Las mujeres que somos.
Otra de las sobrevivientes del sagrado mandato de la mujer sin voluntad fue George Sand… es decir: Aurora Dupin. No sólo una prolífica y magistral escritora. Nacida en 1804, desde su juventud provocó asombro y rechazo. Ella sabía que era distinta, deseaba demostrarlo y, además, disfrutar del poder de su inteligencia.

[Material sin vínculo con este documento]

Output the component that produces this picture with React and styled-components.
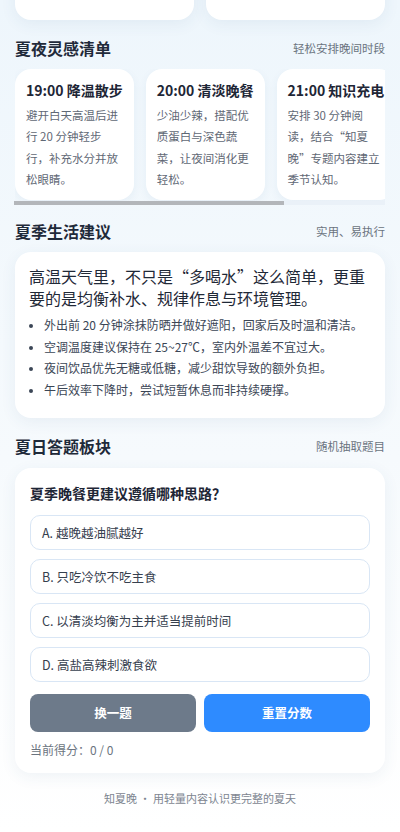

En 1830 causó furor en París al vestirse de hombre, pero fue más allá de la simple rebeldía: escribió para como forma de expresarse y método para ganarse la vida.
Para las mujeres de hoy es necesario reconocer a aquella que buscó la libertad intelectual y comenzó a reflexionar sobre sí misma desde la independencia, desde la noción de suprema individualidad. “Yo escribí mi salida”, dice Jeanette Winterson en su autobiografía (titulada ¿Por qué ser feliz cuando podrías ser normal?). En esas mismas páginas se atreve a decir “El arte me hizo libre”. Sin embargo, también vendría bien preguntarnos cuánto queda vivo hoy, en el siglo XXI, del Malleus Maleficarum, de esas líneas en las que acusa a la mujer de tener “lengua mentirosa y ligera” y afirma que “una mujer que piensa sola, piensa mal”.
¿Cómo asimila la sociedad de hoy esa necesaria metáfora de la creación intelectual como una forma de expresión tan personal e intima como puede ser concebir un hijo? ¿Cómo se comprende hoy a la mujer que crea, a la mujer de ideas complejas, a las intelectuales contemporáneas?
¿Cuán lejos estamos del Malleus Maleficarum?